Before It Was A Frank Darabont Movie, Stephen King's The Mist Was A 1984 Audio Drama
Stephen King's novella "The Mist" was originally published in 1980 as part of a horror compilation called "Dark Forces." The impressive compilation included stories by Ray Bradbury, Edward Gorey, Joyce Carol Oates, and Robert Bloch, along with several others. "Dark Forces" was notable in the horror community, and it was widely read by other horror authors. In the 1985 interview book "Faces of Fear," Clive Barker noted "Dark Forces" as the push he needed to start writing his own "Books of Blood."
"The Mist" was easily the standout of the compilation, and would eventually be adapted to film in 2007 by Frank Darabont. The film, like the novella, tells the story of a mysterious fog that rolls in across a small, rural community, cutting off all visibility. Hiding in the mist are unseen creatures. Enormous bugs and land octopodes appear from nowhere and attack the locals. The bulk of Darabont's film takes place in a locked grocery store with the customers hiding out from the beasties outside. Before long, factions form in the grocery store, and the humans turn on each other. Eventually, the monsters outside become preferable to the religious zealots inside. The film ends on a deliciously bleak note.
Why Darabont elected to adapt "The Mist" to the big screen is a bit of a baffling choice, as a complete lack of visibility is the story's central theme. While Darabont did manage to throw in some creepy visuals of tentacles emerging from a while, opaque sheet of fog, the fact that no one can see into it — that no one can see anything — is the primary source of the tale's terror. "The Mist" makes so much more sense on the page.
Or, as struck upon by the ZBS Foundation in 1984, when adapted for radio.
The ZBS Foundation
The ZBS Foundation was an audio drama collective that was formed in upstate New York in 1970 by a man named Thomas Manuel Lopez. Writing under the nom de plume of Meatball Fulton, Lopez sought to inject new life into the medium, feeling that — in the late 1960s and early 1970s — all the energy had drained from it. Based largely in New Age spirituality and a bearing healthy streak of skepticism toward the growing tide of commercialism, Lopez wrote a series of brilliant and striking works that starred full casts of charismatic actors and featured state-of-the-art sound effects and electronic music by Tim Clark. The ZBS Foundation is still in operation to this day. ZBS stands for "zero bull****."
The ZBS Foundation was briefly big business in the public radio world, and one could hear their programs on NPR throughout the 1980s. The shows featuring an intrepid-yet-naïve spiritual traveler Jack Flanders (Robert Lorick were at the forefront of the studio's catalog. I recommend "Moon Over Morocco." as were the sci-fi epics starring Ruby, the Galactic Gumshoe (Laura Esterman), who solved unusual consciousness-warping mysteries on the distant planet of Summa Nulla, long after the Earth had been bought by Disney. I recommend "Ruby 3" and "Ruby Four."
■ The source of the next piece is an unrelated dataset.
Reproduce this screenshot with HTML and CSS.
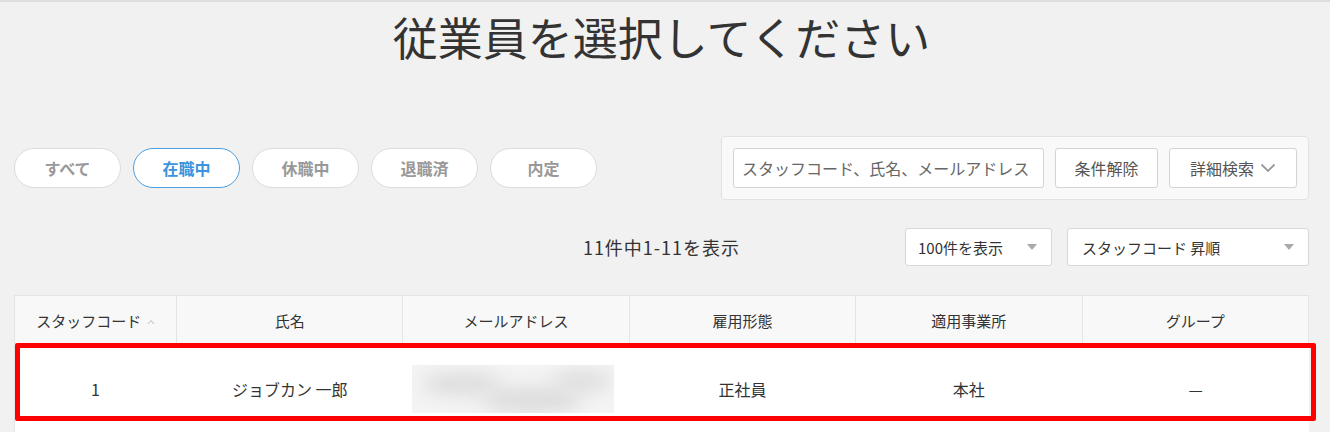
FILE: index.html
```html
<!DOCTYPE html>
<html lang="ja">

<head>
    <meta charset="UTF-8">
    <meta name="viewport" content="width=device-width, initial-scale=1.0">
    <title>従業員を選択</title>
    <link rel="stylesheet" href="styles.css">
</head>

<body>
    <div class="page">
        <h1 class="title">従業員を選択してください</h1>

        <div class="filters">
            <div class="status-tabs">
                <button class="pill">すべて</button>
                <button class="pill active">在職中</button>
                <button class="pill">休職中</button>
                <button class="pill">退職済</button>
                <button class="pill">内定</button>
            </div>
            <div class="search-box">
                <input type="text" class="search-input" placeholder="スタッフコード、氏名、メールアドレス">
                <button class="btn btn-clear">条件解除</button>
                <button class="btn btn-detail">詳細検索
                    <svg width="16" height="10" viewBox="0 0 16 10"><path d="M1.5 1.5 L8 8 L14.5 1.5" fill="none" stroke="#999" stroke-width="1.8"/></svg>
                </button>
            </div>
        </div>

        <div class="result-bar">
            <div></div>
            <div class="count">11件中1-11を表示</div>
            <div class="selects">
                <div class="select per-page">100件を表示 <span class="caret"></span></div>
                <div class="select sort">スタッフコード 昇順 <span class="caret"></span></div>
            </div>
        </div>

        <div class="table-wrap">
            <table class="staff-table">
                <thead>
                    <tr>
                        <th class="col-code">スタッフコード
                            <svg class="sort-icon" width="8" height="6" viewBox="0 0 8 6"><path d="M1 5 L4 1.5 L7 5" fill="none" stroke="#bbb" stroke-width="1"/></svg>
                        </th>
                        <th>氏名</th>
                        <th>メールアドレス</th>
                        <th>雇用形態</th>
                        <th>適用事業所</th>
                        <th>グループ</th>
                    </tr>
                </thead>
                <tbody>
                    <tr>
                        <td>1</td>
                        <td>ジョブカン 一郎</td>
                        <td><div class="blurred"><span class="blob b1"></span><span class="blob b2"></span><span class="blob b3"></span></div></td>
                        <td>正社員</td>
                        <td>本社</td>
                        <td>—</td>
                    </tr>
                </tbody>
            </table>
            <div class="highlight"></div>
        </div>
    </div>
</body>

</html>
```

FILE: styles.css
```css
body {
    margin: 0;
    background-color: #f1f1f1;
    border-top: 2px solid #dedede;
    font-family: "Noto Sans CJK JP", "Noto Sans", sans-serif;
    color: #333;
}

.page {
    padding: 0 21px 0 14px;
}

.title {
    margin: 0;
    text-align: center;
    font-size: 45px;
    font-weight: 400;
    line-height: 70px;
    color: #333;
}

.filters {
    margin-top: 64px;
    display: flex;
    justify-content: space-between;
    align-items: center;
}

.status-tabs {
    display: flex;
    gap: 12px;
}

.pill {
    width: 107px;
    height: 40px;
    border: 1px solid #dcdcdc;
    border-radius: 20px;
    background-color: white;
    color: #999;
    font-family: inherit;
    font-size: 16px;
    font-weight: 700;
}

.pill.active {
    border-color: #4a9fe0;
    color: #3b94dc;
}

.search-box {
    display: flex;
    gap: 11px;
    padding: 11px;
    background-color: #f9f9f9;
    border: 1px solid #e2e2e2;
    border-radius: 4px;
}

.search-input {
    width: 311px;
    height: 40px;
    box-sizing: border-box;
    padding: 0 8px;
    border: 1px solid #d4d4d4;
    border-radius: 3px;
    font-family: inherit;
    font-size: 16px;
}

.search-input::placeholder {
    color: #666;
}

.btn {
    height: 40px;
    padding: 0 16px;
    border: 1px solid #d4d4d4;
    border-radius: 3px;
    background-color: white;
    color: #555;
    font-family: inherit;
    font-size: 16px;
}

.btn-clear {
    width: 103px;
}

.btn-detail {
    display: flex;
    align-items: center;
    gap: 6px;
    width: 128px;
    justify-content: center;
}

.result-bar {
    margin-top: 28px;
    display: grid;
    grid-template-columns: 1fr auto 1fr;
    align-items: center;
}

.count {
    font-size: 18px;
    letter-spacing: 1px;
    color: #333;
}

.selects {
    display: flex;
    justify-content: flex-end;
    gap: 15px;
}

.select {
    height: 38px;
    box-sizing: border-box;
    display: flex;
    align-items: center;
    justify-content: space-between;
    padding: 0 14px 0 12px;
    background-color: white;
    border: 1px solid #d8d8d8;
    border-radius: 3px;
    font-size: 15px;
    color: #333;
}

.per-page {
    width: 147px;
}

.sort {
    width: 242px;
    padding-left: 14px;
}

.caret {
    width: 0;
    height: 0;
    border-left: 5px solid transparent;
    border-right: 5px solid transparent;
    border-top: 6px solid #aaa;
}

.table-wrap {
    position: relative;
    margin-top: 29px;
}

.staff-table {
    width: 100%;
    border-collapse: collapse;
    table-layout: fixed;
    background-color: white;
}

.staff-table th {
    height: 46px;
    background-color: #f8f8f8;
    border: 1px solid #e4e4e4;
    font-size: 15px;
    font-weight: 400;
    color: #333;
}

.staff-table th.col-code {
    width: 159px;
}

.sort-icon {
    vertical-align: middle;
    margin-left: 2px;
}

.staff-table td {
    height: 88px;
    text-align: center;
    vertical-align: middle;
    font-size: 16px;
    color: #333;
    border-left: 1px solid white;
    padding: 0;
}

.staff-table td:first-child {
    border-left: 1px solid #e4e4e4;
}

.blurred {
    position: relative;
    overflow: hidden;
    width: 202px;
    height: 48px;
    margin-left: 9px;
    background-color: #f4f4f4;
}

.blob {
    position: absolute;
    border-radius: 50%;
    background-color: #dcdcdc;
    filter: blur(9px);
}

.b1 {
    left: 10px;
    top: 8px;
    width: 80px;
    height: 22px;
}

.b2 {
    left: 70px;
    top: 22px;
    width: 100px;
    height: 26px;
}

.b3 {
    left: 140px;
    top: 6px;
    width: 60px;
    height: 20px;
}

.highlight {
    position: absolute;
    left: 1px;
    top: 48px;
    width: 1301px;
    height: 78px;
    box-sizing: border-box;
    border: 5px solid #ff0000;
    border-radius: 2px;
}
```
By 1984, ZBS — a known quantity now — had begun experimenting with new audio recording techniques. They discovered the wonderful world of the Kunstkopf binaural microphone, said to record programs in 3-D sound. The odd-looking binaural microphones were shaped like human heads, with recording devices located inside each of its human-shaped ears. Actors could move around the human head, recording their lines from various angles.
When listened to with headphones, it sounded like you were in the room. Hence the term "3-D sound."
The Mist, in 3-D sound
Using this new format, and operating with a license on a hot new Stephen King novella, the ZBS Foundation recorded an audio version of "The Mist" starring William Sadler in the lead role. Incidentally, Sadler would also appear in the 2007 feature film, although Thomas Jane took over the lead role.
In audio form, "The Mist" is fifty times more terrifying. As mentioned, not being able to see into the mist — gazing into an unknowable white cloud filled with unspeakable Lovecraftian horrors — is the crux of King's story. With the visual element removed, the fear remains. And, thanks to the deep sound of the binaural recording format, you can hear people, panicked, running around you. While Darabont did a wonderful job of making the mist itself seem scary, when you can't see it, the story is more effective. Additionally, director Bill Raymond (a ZBS regular) directed the show to have a lot more overlapping dialogue, with some portions of the scene playing close to a listener's ears, and others taking place over in the corner. To employ an overused critical buzzword, it is an immersive experience.
According to the 2014 book "Stephen King Films FAQ: All That's Left To Know About the King of Horror on Film" by Scott Von Doviak, Lopez adapted the audio script for "The Mist" from an unproduced screenplay written by horror author Dennis Etchison, who was in talks to make a film of "The Mist" for the legendary Dino DeLaurentiis. Cursory internet reasearch does not reveal the reason why this version wasn't made.
The original show was broadcast in three chapters, although the readily-available downloadable version has been mixed into a single show.
Darabont's film is good, but the ZBS version is near perfect.